Although this amounts to nearly one firearm for every person in the country, these weapons are not evenly distributed through the population. A majority of the adult population does not personally own any guns or even have a gun in their household. The minority of Americans who do own guns, therefore, frequently own more than one.
A 2004 national firearms survey found that 48 percent of individual gun owners own four or more firearms, and 3 percent own more than 25 firearms. As a result, the average number of firearms owned among those who own any is 6.6. As many as two-thirds of guns, therefore, are owned by just 20 percent of gun owners.
Which suggests that, depending on how you define an “arsenal,” many American gun owners have one.

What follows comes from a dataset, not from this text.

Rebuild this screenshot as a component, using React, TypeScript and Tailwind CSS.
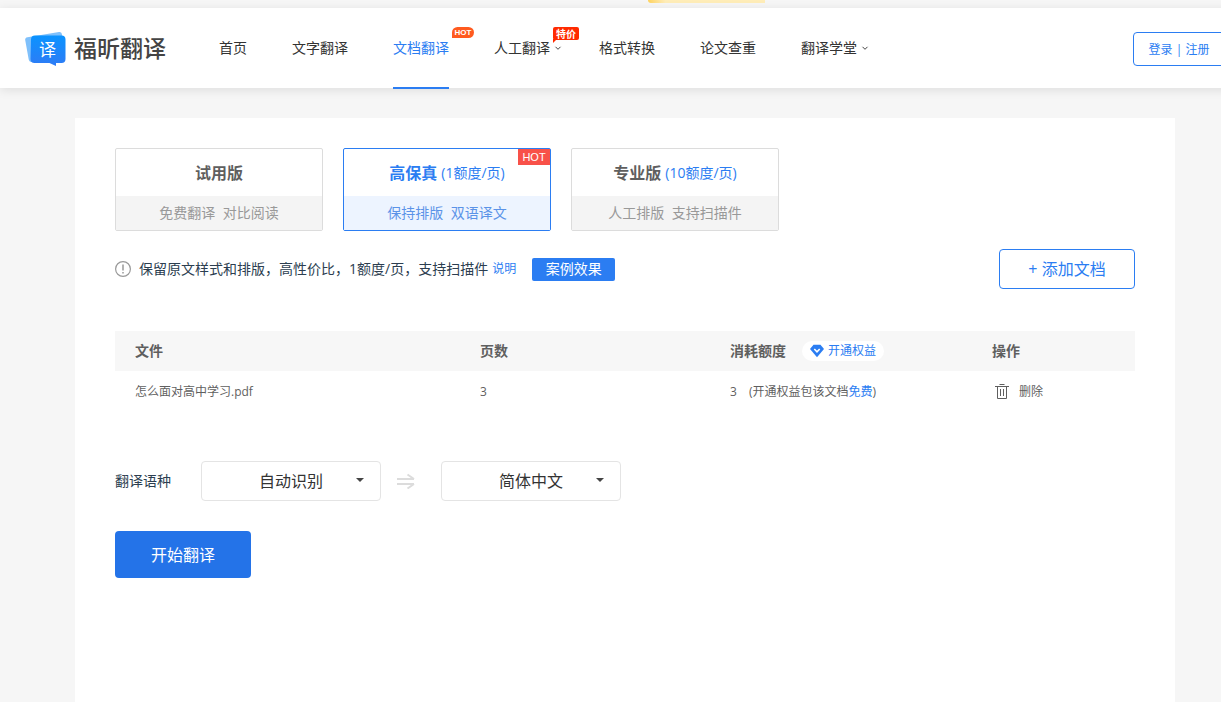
import React, { useState } from 'react';

interface NavItemProps {
  label: string;
  active?: boolean;
  hasMenu?: boolean;
  badge?: React.ReactNode;
}

const NavItem: React.FC<NavItemProps> = ({ label, active, hasMenu, badge }) => (
  <a
    href="#"
    className={`relative flex h-[81px] items-center gap-1 border-b-2 whitespace-nowrap ${
      active ? 'border-[#2b7df2] text-[#2b7df2]' : 'border-transparent text-[#333]'
    }`}
  >
    {label}
    {hasMenu && (
      <svg className="-mr-2 h-2 w-2" viewBox="0 0 8 8" fill="none" stroke="#444">
        <path d="M1.5 2.8 4 5.3l2.5-2.5" />
      </svg>
    )}
    {badge}
  </a>
);

const HotBadge: React.FC = () => (
  <span className="absolute top-[19px] left-[59px] flex h-[11px] w-[22px] items-center justify-center rounded-t-full rounded-br-full bg-[#ff5a1f] font-['Liberation_Sans',sans-serif] text-[8px] leading-none font-bold text-white">
    HOT
  </span>
);

const SaleBadge: React.FC = () => (
  <span className="absolute top-[19px] left-[59px] flex h-[13px] w-[26px] items-center justify-center rounded-xs bg-[#ff2a00] text-[10px] leading-none font-bold text-white">
    特价
    <svg className="absolute top-3 left-0 h-1 w-1" viewBox="0 0 4 4" fill="#ff2a00">
      <path d="M0 0h4L0 4z" />
    </svg>
  </span>
);

const Logo: React.FC = () => (
  <a href="#" className="flex items-center gap-2 text-[#444]">
    <span className="relative flex h-9 w-[41px] shrink-0">
      <svg className="h-9 w-[41px]" viewBox="0 0 41 36">
        <defs>
          <linearGradient id="logoBlue" x1="0" y1="0" x2="0" y2="1">
            <stop offset="0" stopColor="#0a93ff" />
            <stop offset="1" stopColor="#2f7bf5" />
          </linearGradient>
        </defs>
        <path d="M2.500 7.200 34 2.100c1.600-.2 2.400.5 2.800 1.900L38 9 8 32c-2.500.2-4-.8-4.300-2.600L.2 10C0 8.500.8 7.500 2.500 7.200z" fill="#7fc0fb" />
        <path
          d="M10 5.500h26.500a4 4 0 0 1 4 4V29a4 4 0 0 1-4 4H31v3l-6.500-3H9.500a4 4 0 0 1-4-4l.5-19.500a4 4 0 0 1 4-4z"
          fill="url(#logoBlue)"
        />
      </svg>
      <span className="absolute top-[11px] left-[14px] text-[17px] leading-[18px] text-white">译</span>
    </span>
    <span className="text-[23px] leading-8 font-medium whitespace-nowrap">福昕翻译</span>
  </a>
);

const Header: React.FC = () => (
  <header className="relative flex h-20 items-start bg-white px-[25px] shadow-[0_2px_10px_rgba(0,0,0,0.1)]">
    <div className="flex h-20 items-center">
      <Logo />
    </div>
    <nav className="ml-[53px] flex gap-[45px] text-sm">
      <NavItem label="首页" />
      <NavItem label="文字翻译" />
      <NavItem label="文档翻译" active badge={<HotBadge />} />
      <NavItem label="人工翻译" hasMenu badge={<SaleBadge />} />
      <NavItem label="格式转换" />
      <NavItem label="论文查重" />
      <NavItem label="翻译学堂" hasMenu />
    </nav>
    <button className="mt-6 ml-auto h-[34px] w-[92px] rounded border border-[#2b7df2] pt-px text-xs whitespace-nowrap text-[#2b7df2]">
      登录 | 注册
    </button>
  </header>
);

interface PlanCardProps {
  title: string;
  price?: string;
  features: string;
  hot?: boolean;
  selected: boolean;
  onSelect: () => void;
}

const PlanCard: React.FC<PlanCardProps> = ({ title, price, features, hot, selected, onSelect }) => (
  <button
    aria-pressed={selected}
    onClick={onSelect}
    className={`relative w-52 rounded-xs border ${
      selected ? 'border-[#2b7df2] text-[#2b7df2]' : 'border-[#dcdcdc] text-[#5f5f5f]'
    }`}
  >
    <span className="flex h-[47px] items-center justify-center gap-1 text-base">
      <span className="font-bold">{title}</span>
      {price && <span className="text-sm text-[#2b7df2]">{price}</span>}
    </span>
    <span
      className={`flex h-[34px] items-center justify-center text-sm whitespace-pre ${
        selected ? 'bg-[#edf4ff] text-[#5b93e8]' : 'bg-[#f4f4f4] text-[#999]'
      }`}
    >
      {features}
    </span>
    {hot && (
      <span className="absolute top-0 right-0 flex h-4 w-8 items-center justify-center bg-[#f85149] font-['Liberation_Sans',sans-serif] text-[11px] leading-none text-white">
        HOT
      </span>
    )}
  </button>
);

const plans = [
  { title: '试用版', features: '免费翻译  对比阅读' },
  { title: '高保真', price: '(1额度/页)', features: '保持排版  双语译文', hot: true },
  { title: '专业版', price: '(10额度/页)', features: '人工排版  支持扫描件' },
];

interface LanguageSelectProps {
  id: string;
  label: string;
  options: string[];
}

const LanguageSelect: React.FC<LanguageSelectProps> = ({ id, label, options }) => (
  <div className="relative">
    <select
      id={id}
      aria-label={label}
      className="h-10 w-[180px] appearance-none rounded border border-[#e4e4e4] bg-white text-center text-base text-[#333] [text-align-last:center]"
    >
      {options.map((option) => (
        <option key={option}>{option}</option>
      ))}
    </select>
    <svg className="pointer-events-none absolute top-[17px] right-[17px] h-1 w-2" viewBox="0 0 8 4" fill="#444">
      <path d="M0 0h8L4 4z" />
    </svg>
  </div>
);

const FileTable: React.FC = () => (
  <table className="mt-[42px] w-full table-fixed text-left text-[#5f5f5f]">
    <colgroup>
      <col className="w-[345px]" />
      <col className="w-[250px]" />
      <col className="w-[262px]" />
      <col />
    </colgroup>
    <thead className="bg-[#f7f7f7] text-sm">
      <tr className="h-10">
        <th className="px-5">文件</th>
        <th className="px-5">页数</th>
        <th className="px-5">
          <div className="flex items-center gap-4">
            消耗额度
            <a href="#" className="flex h-5 items-center gap-1 rounded-full bg-white px-2 text-xs font-normal text-[#2b7df2]">
              <svg className="h-[14px] w-[14px]" viewBox="0 0 14 14">
                <path d="M3.500.8h7L14 5 7 13.300 0 5z" fill="#2b7df2" />
                <path d="M4.300 5 7 7.800 9.700 5" fill="none" stroke="#fff" strokeWidth="1.600" />
              </svg>
              开通权益
            </a>
          </div>
        </th>
        <th className="px-5">操作</th>
      </tr>
    </thead>
    <tbody className="text-xs">
      <tr className="h-[42px]">
        <td className="px-5">怎么面对高中学习.pdf</td>
        <td className="px-5">3</td>
        <td className="px-5">
          <span className="mr-3">3</span>(开通权益包该文档
          <a href="#" className="text-[#2b7df2]">免费</a>)
        </td>
        <td className="px-5">
          <button className="ml-[3px] flex items-center gap-[10px]">
            <svg className="h-4 w-[14px]" viewBox="0 0 14 16" fill="none" stroke="#5f5f5f">
              <path d="M0 2.500h14M4.500 .5h5M2.500 2.500v12h9v-12M5.500 5v7M8.500 5v7" />
            </svg>
            删除
          </button>
        </td>
      </tr>
    </tbody>
  </table>
);

const App: React.FC = () => {
  const [plan, setPlan] = useState(1);

  return (
    <div className="overflow-x-hidden bg-[#f6f6f6] font-['Open_Sans','Noto_Sans_CJK_SC',sans-serif]">
      <div className="flex min-h-screen min-w-[1250px] flex-col">
        <div className="flex h-2 items-start">
          <div className="ml-[648px] h-[3px] w-[117px] rounded-bl-full bg-linear-to-r from-[#ffd35c] to-[#ffedb8] to-15%" />
        </div>
        <Header />
        <main className="mx-auto mt-[30px] w-[1100px] grow bg-white px-10 pt-[30px] pb-10">
          <div className="flex gap-5">
            {plans.map((item, index) => (
              <PlanCard key={item.title} {...item} selected={plan === index} onSelect={() => setPlan(index)} />
            ))}
          </div>

          <div className="mt-[18px] flex items-center text-sm text-[#2c3e50]">
            <svg className="mr-2 h-4 w-4" viewBox="0 0 16 16" fill="none" stroke="#999">
              <circle cx="8" cy="8" r="7.400" strokeWidth="1.200" />
              <path d="M8 3.500v6M8 11v1.500" strokeWidth="1.500" />
            </svg>
            <span>保留原文样式和排版，高性价比，1额度/页，支持扫描件</span>
            <a href="#" className="ml-1 text-xs text-[#2b7df2]">说明</a>
            <button className="ml-4 h-[23px] w-[83px] rounded-xs bg-[#2b7df2] text-white">案例效果</button>
            <button className="ml-auto h-10 w-[136px] rounded-sm border border-[#2b7df2] text-base text-[#2b7df2]">
              + 添加文档
            </button>
          </div>

          <FileTable />

          <div className="mt-12 flex items-center">
            <label htmlFor="source-language" className="mr-[30px] text-sm text-[#2c3e50]">翻译语种</label>
            <LanguageSelect id="source-language" label="源语言" options={['自动识别', '英语', '日语']} />
            <svg className="mr-[26px] ml-4 h-4 w-[18px]" viewBox="0 0 18 16" fill="none" stroke="#dcdcdc" strokeWidth="2">
              <path d="M0 6h17M10.500 1.500 17 6M0 11h17M10.500 15.500 17 11" />
            </svg>
            <LanguageSelect id="target-language" label="目标语言" options={['简体中文', '英语', '日语']} />
          </div>

          <button className="mt-[30px] h-[47px] w-[136px] rounded-sm bg-[#2473e8] text-base text-white">
            开始翻译
          </button>
        </main>
      </div>
    </div>
  );
};

export default App;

One of Merriam-Webster’s definition of an arsenal is “a collection of weapons.” No specification of how many weapons need to be in the collection for it to be an arsenal, and certainly no negative connotation to the term. But one of the points in the TTAG story about the 1,200 gun collection in Los Angeles was that the term arsenal is used negatively by the media.
When I present work on guns to academic audiences, I get gasps when I report the findings of the national firearms survey mentioned above. Of course, many in the audience cannot imagine why someone would need/want even a single gun, much less 6.6 or more than 25. But the case of someone close to me shows how easy it is to go from owning one or two guns to having an arsenal at home.
He begins with a semi-automatic .22 pistol, the Ruger Mark III, which is perfect for learning the fundamentals of marksmanship. He has teenagers, so he gets a single-action Ruger Bearcat .22 revolver, a very safe gun for a beginner. His wife wants a .22 caliber handgun, so they add a Smith & Wesson M&P22. Because he wants to shoot rifles in addition to handguns, he gets a very popular semi-automatic .22 rifle, the Ruger 10/22, and also a single shot .22 rifle for the kids. The idea of precision rifle shooting leads him to get a CZ American .22 bolt action rifle. So, just in .22 caliber, this person has 6 firearms – one for every person in his family.
He and his wife take a liking to clay target shooting, and so get his and hers over/under CZ shotguns, one in 12-gauge and one in 20-gauge. Add to that a 12-gauge semi-auto shotgun handed down from family and a 12-gauge tactical shotgun for home defense and the arsenal has grown to 10 firearms – above the national average of 6.6.
Shooting .22 handguns naturally leads to interest in shooting larger calibers, so add a 9mm Beretta 92FS – the civilian version of the M9 that the wife carried as a member of the United States Coast Guard. He gets a full size 9mm version of what Paul Barrett called “America’s gun,” the Glock 17, as well as an FNH FNX-9 due to its fully ambidextrous controls (he is left-handed). Running total = 13.
Becoming familiar with firearms leads to the possibility of carrying firearms concealed, so he gets a Beretta Nano 9mm and a Kahr P380 for pocket carry, and she a Smith & Wesson 640 revolver (.38/.357) and a Beretta 21A Bobcat .22. Running total = 17.
Rounding out the arsenal is a Bushmaster AR-15 platform rifle, just because, for a total of 18 firearms, nearly 3 times the national average in 2004. If you ask this person if he owns “an arsenal” of guns, I’m sure he would say no. But he does have a collection of different guns to be used by different members of his family for different purposes. And he is not a paranoid insurrectionist, tin-hat prepper, or any other dismissive terms people outside the gun culture might want to use to describe him. He is a normal, law-abiding gun owner.